Consider the hawk-dove game. If you're in a group of animals who randomly bump into each other and compete for territory, the minority strategy is the optimal strategy. If all your peers are cowards, you can completely dominate them by showing some fang. Or if your peers follow the "never back down, always fight to the death" strategy, you should be a coward until they've killed each other off. Non-conformity is a valid goal (or subgoal, at least).

On the other hand, in situations with networks effects, you want to be a conformist. If you're selling your widget on Bob's Auction Site, which has 20 users, instead of eBay, your originality is simply stupid.

Comment by aaron3 on Priming and Contamination · 2007-10-10T04:35:18.000Z · score: 0 (0 votes) · LW · GW

What can we do about this? Can we reduce the effects of contamination by consciously avoiding contaminating input before making an important decision? Or does consciously avoiding it contaminate us?

Comment by aaron3 on 9/26 is Petrov Day · 2007-09-26T19:33:02.000Z · score: 2 (2 votes) · LW · GW

Oops, as a correction to my previous comment, that should be "ground radars." "Ground satellites" is just an oxymoron.

Comment by aaron3 on 9/26 is Petrov Day · 2007-09-26T19:22:42.000Z · score: 20 (20 votes) · LW · GW

"He sent messages declaring the launch detection a false alarm, based solely on his personal belief that the US did not seem likely to start an attack using only five missiles."

According to the Wikipedia article, Petrov claimed that he had other reasons for believing it was false alarm: lack of corroborating evidence from ground satellites and the fact that the detection technology was new and immature.

Comment by aaron3 on Semantic Stopsigns · 2007-08-24T21:27:54.000Z · score: 0 (0 votes) · LW · GW

Oops, that should be "non-falsifiability," not "non-falsification."
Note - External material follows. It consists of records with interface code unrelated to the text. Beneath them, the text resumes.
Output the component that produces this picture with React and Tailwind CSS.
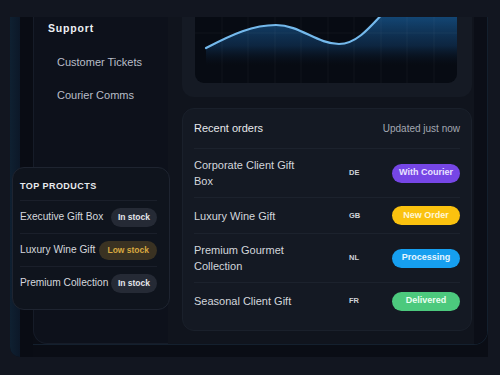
import React from 'react'

const orders = [
  { name: ['Corporate Client Gift', 'Box'], cc: 'DE', status: 'With Courier', pill: 'bg-[#7646e6] text-[#e9e3ff]' },
  { name: ['Luxury Wine Gift'], cc: 'GB', status: 'New Order', pill: 'bg-[#fbc20f] text-[#fff6d6]' },
  { name: ['Premium Gourmet', 'Collection'], cc: 'NL', status: 'Processing', pill: 'bg-[#169ff0] text-[#e6f6ff]' },
  { name: ['Seasonal Client Gift'], cc: 'FR', status: 'Delivered', pill: 'bg-[#4cc97d] text-[#eafff1]' },
]

const products = [
  { name: 'Executive Gift Box', stock: 'In stock', low: false },
  { name: 'Luxury Wine Gift', stock: 'Low stock', low: true },
  { name: 'Premium Collection', stock: 'In stock', low: false },
]

function Chart() {
  const grid = [27, 53, 80, 106, 133, 159, 186, 212, 239]
  return (
    <svg width="262" height="66" viewBox="0 0 262 66" className="block">
      <defs>
        <linearGradient id="area" x1="0" y1="0" x2="0" y2="48" gradientUnits="userSpaceOnUse">
          <stop offset="0" stopColor="#134674" stopOpacity="1" />
          <stop offset="0.6" stopColor="#0f2e4f" stopOpacity="0.75" />
          <stop offset="1" stopColor="#0a1626" stopOpacity="0" />
        </linearGradient>
      </defs>
      <path
        d="M11 31 C 38 17, 58 8, 81 8 C 105 8, 122 27, 144 27 C 160 27, 172 14, 190 -6 L 262 -6 L 262 48 L 11 48 Z"
        fill="url(#area)"
      />
      {grid.map(x => (
        <line key={x} x1={x} y1="0" x2={x} y2="66" stroke="#ffffff" strokeOpacity="0.04" />
      ))}
      <line x1="0" y1="16" x2="262" y2="16" stroke="#ffffff" strokeOpacity="0.04" />
      <path
        d="M11 31 C 38 17, 58 8, 81 8 C 105 8, 122 27, 144 27 C 160 27, 172 14, 190 -6"
        fill="none"
        stroke="#74b9ec"
        strokeWidth="2.2"
        strokeLinecap="round"
      />
    </svg>
  )
}

export default function App() {
  return (
    <div className="relative w-[500px] h-[375px] overflow-hidden bg-[#121620] pt-[17px] pl-[10px] font-['Liberation_Sans',Arial,sans-serif]">
      {/* frame */}
      <div className="flex w-[478px] h-[340px] bg-[#0a0d15] rounded-bl-[10px]">
        <div className="w-[10px] h-full bg-gradient-to-r from-[#0f2031] to-[#0c1828] rounded-bl-[10px]" />
        <div className="w-[13px] h-full bg-[#090c14]" />

        {/* app window */}
        <div className="flex flex-1 h-[328px] border-r border-b border-[#14202e] rounded-br-[14px] overflow-hidden">
          {/* sidebar */}
          <div className="w-[135px] h-full bg-[#0d111b] border-l border-b border-[#161c28] rounded-bl-[14px] pt-[3px]">
            <div className="pl-[14px] leading-[16px] text-[10.5px] font-bold tracking-[0.08em] text-[#eef0f4]">Support</div>
            <div className="pl-[23px] mt-[18px] leading-[16px] text-[11px] text-[#b9bec8]">Customer Tickets</div>
            <div className="pl-[23px] mt-[17px] leading-[16px] text-[11px] text-[#b9bec8]">Courier Comms</div>
          </div>

          {/* main */}
          <div className="flex flex-1 h-full bg-[#0d1119]">
            <div className="flex-1 pl-[14px] pr-[1px] bg-[#10141d]">
              {/* chart card */}
              <div className="w-[290px] h-[80px] bg-[#151a24] rounded-b-[12px] px-[13px]">
                <div className="w-[262px] h-[66px] bg-[#070b13] rounded-b-[9px] overflow-hidden">
                  <Chart />
                </div>
              </div>

              {/* orders card */}
              <div className="mt-[11px] w-[290px] h-[223px] bg-[#141923] border border-[#1a202b] rounded-[12px] px-[11px]">
                <div className="flex items-center justify-between h-[40px] border-b border-[#1c222d]">
                  <span className="text-[11px] text-[#e6e8ec]">Recent orders</span>
                  <span className="text-[10px] text-[#a3a8b2]">Updated just now</span>
                </div>
                {orders.map((o, i) => (
                  <div
                    key={o.cc}
                    className={`flex items-center ${o.name.length > 1 ? 'h-[49px]' : 'h-[36px]'} ${i < orders.length - 1 ? 'border-b border-[#1c222d]' : ''}`}
                  >
                    <div className="w-[150px] text-[11px] leading-[16px] text-[#d3d6dc]">
                      {o.name.map(l => (
                        <div key={l}>{l}</div>
                      ))}
                    </div>
                    <div className="w-[48px] pl-[5px] text-[7.5px] font-bold text-[#d0d3d9]">{o.cc}</div>
                    <div className={`ml-auto w-[68px] h-[19px] rounded-full flex items-center justify-center text-[9px] font-bold ${o.pill}`}>
                      {o.status}
                    </div>
                  </div>
                ))}
              </div>
            </div>
            <div className="w-[13px] h-full bg-[#0b0e17]" />
          </div>
        </div>
      </div>

      {/* floating top products */}
      <div className="absolute left-[12px] top-[167px] w-[158px] h-[143px] bg-[#0f141d] border border-[#1e2430] rounded-[12px] pl-[7px] pr-[12px] pt-[11px]">
        <div className="text-[9px] leading-[14px] font-bold tracking-[0.05em] text-[#e8eaee] h-[14px]">TOP PRODUCTS</div>
        <div className="mt-[7px]">
          {products.map(p => (
            <div key={p.name} className="flex items-center justify-between h-[33px] border-t border-[#1a1f2a]">
              <span className="whitespace-nowrap text-[10.2px] text-[#d5d8de]">{p.name}</span>
              <span
                className={`shrink-0 whitespace-nowrap h-[19px] rounded-full flex items-center text-[8.5px] font-bold ${
                  p.low ? 'px-[8px] bg-[#3a3222] text-[#d8a940]' : 'px-[7px] bg-[#252a35] text-[#e4e6ea]'
                }`}
              >
                {p.stock}
              </span>
            </div>
          ))}
        </div>
      </div>
    </div>
  )
}
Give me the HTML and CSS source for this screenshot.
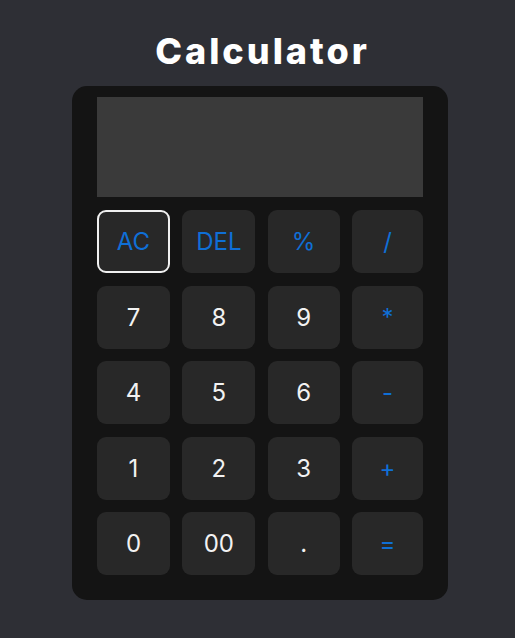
FILE: index.html
```html
<!DOCTYPE html>
<html>
<head>
<meta charset="utf-8">
<link rel="stylesheet" href="styles.css">
</head>
<body>
<main class="page">
  <h1 class="title">Calculator</h1>
  <div class="calc">
    <div class="display"></div>
    <div class="keys">
      <button class="key op active">AC</button>
      <button class="key op">DEL</button>
      <button class="key op">%</button>
      <button class="key op">/</button>
      <button class="key">7</button>
      <button class="key">8</button>
      <button class="key">9</button>
      <button class="key op">*</button>
      <button class="key">4</button>
      <button class="key">5</button>
      <button class="key">6</button>
      <button class="key op">-</button>
      <button class="key">1</button>
      <button class="key">2</button>
      <button class="key">3</button>
      <button class="key op">+</button>
      <button class="key">0</button>
      <button class="key">00</button>
      <button class="key">.</button>
      <button class="key op">=</button>
    </div>
  </div>
</main>
</body>
</html>
```
FILE: styles.css
```css
html, body {
  margin: 0;
  padding: 0;
  background: #2e2f35;
  height: 100%;
}
.page {
  display: flex;
  flex-direction: column;
  align-items: center;
  padding-left: 5px;
  font-family: Inter, "Noto Sans", sans-serif;
}
.title {
  margin: 30px 0 0;
  padding-left: 5px;
  height: 56px;
  font-size: 36px;
  line-height: 42px;
  font-weight: 800;
  letter-spacing: 3px;
  color: #ffffff;
}
.calc {
  box-sizing: border-box;
  width: 376px;
  padding: 11px 25px 25px;
  background: #141414;
  border-radius: 15px;
}
.display {
  height: 100px;
  background: #3a3a3a;
  margin-bottom: 13px;
}
.keys {
  display: grid;
  grid-template-columns: 73px 73px 72px 71px;
  justify-content: space-between;
  grid-auto-rows: 63px;
  row-gap: 12.5px;
}
.key {
  border: 2px solid transparent;
  border-radius: 9px;
  background: #282828;
  color: #f2f2f2;
  font-family: Inter, "Noto Sans", sans-serif;
  font-size: 24px;
  font-weight: 400;
  padding: 0;
}
.key.op {
  color: #0f6fd6;
}
.key.active {
  border-color: #f0f0f0;
}
```
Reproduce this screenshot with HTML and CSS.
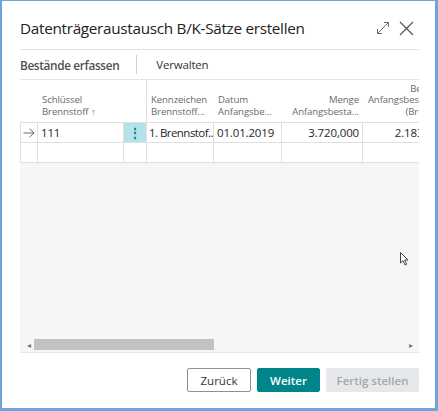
FILE: index.html
```html
<!DOCTYPE html>
<html lang="de">
<head>
<meta charset="utf-8">
<title>Datenträgeraustausch B/K-Sätze erstellen</title>
<link rel="stylesheet" href="styles.css">
</head>
<body>
<div class="frame">
  <div class="dialog">
    <header class="title-bar">
      <h1 class="title">Datenträgeraustausch B/K-Sätze erstellen</h1>
      <div class="title-icons">
        <svg class="icon" width="14" height="14" viewBox="0 0 14 14"><path d="M1.5 12.5 L12.5 1.5 M8 1.5 H12.5 V6 M1.5 8 V12.5 H6" fill="none" stroke="#6b6b6b" stroke-width="1"/></svg>
        <svg class="icon" width="15" height="15" viewBox="0 0 15 15"><path d="M1 1 L14 14 M14 1 L1 14" fill="none" stroke="#555" stroke-width="1.2"/></svg>
      </div>
    </header>
    <nav class="tabs">
      <span class="tab tab-active">Bestände erfassen</span>
      <span class="tab-sep"></span>
      <span class="tab">Verwalten</span>
    </nav>
    <div class="grid-wrap">
      <div class="grid">
        <div class="hcell"></div>
        <div class="hcell"><div>Schlüssel<br>Brennstoff <span class="sort">↑</span></div></div>
        <div class="hcell hcell-frozen"></div>
        <div class="hcell"><div>Kennzeichen<br>Brennstoff...</div></div>
        <div class="hcell"><div>Datum<br>Anfangsbe...</div></div>
        <div class="hcell right"><div>Menge<br>Anfangsbesta...</div></div>
        <div class="hcell right"><div>Betrag<br>Anfangsbestand<br>(Brutto)</div></div>

        <div class="cell arrow"><svg width="12" height="10" viewBox="0 0 12 10"><path d="M0.5 5 H11 M6.5 0.8 L11 5 L6.5 9.2" fill="none" stroke="#6a6a6a" stroke-width="1"/></svg></div>
        <div class="cell">111</div>
        <div class="cell dots">⋮</div>
        <div class="cell tight">1. Brennstof...</div>
        <div class="cell">01.01.2019</div>
        <div class="cell right">3.720,000</div>
        <div class="cell right">2.183,00</div>

        <div class="cell"></div>
        <div class="cell"></div>
        <div class="cell"></div>
        <div class="cell"></div>
        <div class="cell"></div>
        <div class="cell"></div>
        <div class="cell"></div>
      </div>
      <div class="grid-empty"></div>
      <div class="hscroll">
        <span class="sarrow">◂</span>
        <div class="track"><div class="thumb"></div></div>
        <span class="sarrow">▸</span>
      </div>
    </div>
    <footer class="actions">
      <button class="btn btn-secondary">Zurück</button>
      <button class="btn btn-primary">Weiter</button>
      <button class="btn btn-disabled">Fertig stellen</button>
    </footer>
    <svg class="cursor" width="10" height="14" viewBox="0 0 10 14"><path d="M0.5 0.5 V11 L3 8.6 L5 13 L6.6 12.3 L4.7 8 H8 Z" fill="#fff" stroke="#444" stroke-width="1"/></svg>
  </div>
</div>
</body>
</html>
```
FILE: styles.css
```css
* { box-sizing: border-box; }
html, body { margin: 0; padding: 0; }
body {
  width: 438px;
  height: 411px;
  font-family: "Open Sans", "Noto Sans", sans-serif;
  color: #212121;
  background: #fff;
}
.frame {
  width: 438px;
  height: 411px;
  border-style: solid;
  border-color: #6fa3dc;
  border-width: 1px 3px 3px 2px;
  background: #fff;
}
.dialog {
  position: relative;
  height: 100%;
  padding: 0 16px 0 18px;
  display: flex;
  flex-direction: column;
}
.title-bar {
  height: 49px;
  display: flex;
  align-items: center;
  justify-content: space-between;
  border-bottom: 1px solid #e3e3e3;
  padding-top: 6px;
}
.title {
  margin: 0;
  font-size: 15.3px;
  font-weight: 400;
  letter-spacing: -0.3px;
  color: #222;
}
.title-icons {
  display: flex;
  align-items: center;
  gap: 9px;
  margin-right: 5px;
}
.icon { display: block; }
.tabs {
  height: 30px;
  display: flex;
  align-items: center;
  border-bottom: 1px solid #e3e3e3;
}
.tab {
  font-size: 11.5px;
  color: #333;
  letter-spacing: -0.2px;
}
.tab-active {
  font-size: 11.8px;
  font-weight: 600;
  color: #505050;
  letter-spacing: -0.35px;
}
.tab-sep {
  width: 1px;
  height: 19px;
  background: #d0d0d0;
  margin: 0 19px 0 17px;
}
.grid-wrap {
  width: 399px;
  overflow: hidden;
  background: #f5f6f8;
  border-bottom: 1px solid #e6e6e6;
}
.grid {
  display: grid;
  grid-template-columns: 18px 86px 23px 67px 68px 81px 80px;
  grid-template-rows: 43px 20px 20px;
  width: 423px;
  background: #fff;
}
.hcell {
  font-size: 9.6px;
  line-height: 11.5px;
  color: #6a6a6a;
  padding: 0 4px 5px 4px;
  display: flex;
  flex-direction: column;
  justify-content: flex-end;
  white-space: nowrap;
  overflow: hidden;
  letter-spacing: -0.1px;
  border-bottom: 1px solid #e0e0e0;
}
.hcell.right { text-align: right; }
.hcell-frozen { border-right: 1px solid #e0e0e0; }
.sort { font-size: 9px; }
.cell {
  font-size: 11.5px;
  line-height: 19px;
  color: #262626;
  padding: 0 3px;
  white-space: nowrap;
  overflow: hidden;
  letter-spacing: -0.15px;
  border-right: 1px solid #e0e0e0;
  border-bottom: 1px solid #e0e0e0;
}
.cell.tight { letter-spacing: -0.55px; padding: 0 2px; }
.grid > .cell:nth-child(7n+1) { border-left: 1px solid #e0e0e0; }
.cell.right { text-align: right; padding-right: 3px; }
.arrow { padding: 0 2px; display: flex; align-items: center; }
.arrow svg { display: block; }
.dots {
  background: #b3e3e8;
  color: #0b7479;
  text-align: center;
  font-weight: 700;
  padding: 0;
}
.grid-empty { height: 174px; }
.hscroll {
  height: 15px;
  display: flex;
  align-items: center;
  padding: 0 3px 0 4px;
}
.sarrow {
  font-size: 8px;
  color: #777;
  width: 10px;
  text-align: center;
}
.track { flex: 1; height: 11px; }
.thumb {
  width: 180px;
  height: 11px;
  background: #c2c2c2;
}
.actions {
  display: flex;
  justify-content: flex-end;
  gap: 6px;
  padding-top: 15px;
}
.btn {
  height: 24px;
  font-family: "Open Sans", "Noto Sans", sans-serif;
  font-size: 11.5px;
  border-radius: 2px;
  padding: 0;
  cursor: default;
}
.btn-secondary {
  width: 64px;
  background: #fff;
  border: 1px solid #8f8f8f;
  color: #333;
}
.btn-primary {
  width: 63px;
  background: #00858a;
  border: 1px solid #00858a;
  color: #fff;
  font-weight: 600;
}
.btn-disabled {
  width: 93px;
  background: #e6e8eb;
  border: 1px solid #e6e8eb;
  color: #a4a7ab;
  font-weight: 600;
}
.cursor {
  position: absolute;
  left: 398px;
  top: 251px;
}
```
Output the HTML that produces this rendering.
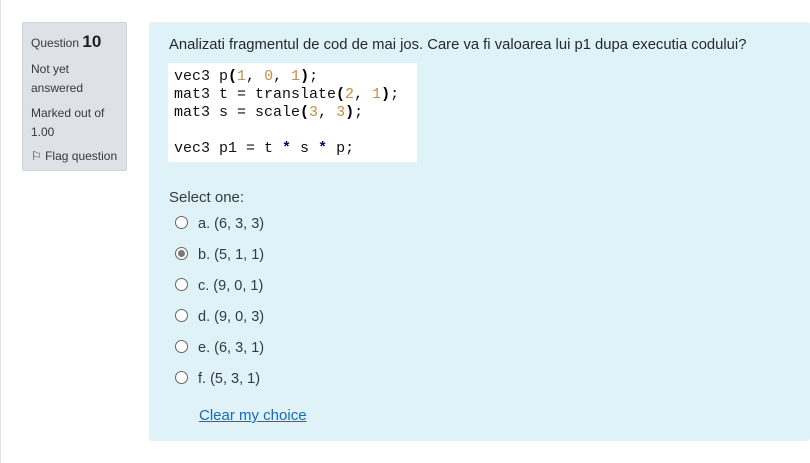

Comment by aaron3 on Semantic Stopsigns · 2007-08-24T21:25:48.000Z · score: 3 (3 votes) · LW · GW

Interesting post. It strikes me that semantic stopsigns join adoration of mystery and non-falsification as survival tricks acquired by story memes when curiosity -- and other stories -- threatened their existence.

Comment by aaron3 on Conservation of Expected Evidence · 2007-08-13T18:07:00.000Z · score: 14 (14 votes) · LW · GW

One minor correction, Eliezer: the link to your essay uses the text "An Intuitive Expectation of Bayesian Reasoning." I think you titled that essay "An Intuitive EXPLANATION of Bayesian Reasoning." (I am 99.9999% sure of this, and would therefore pay especial attention to any evidence inconsistent with this proposition.)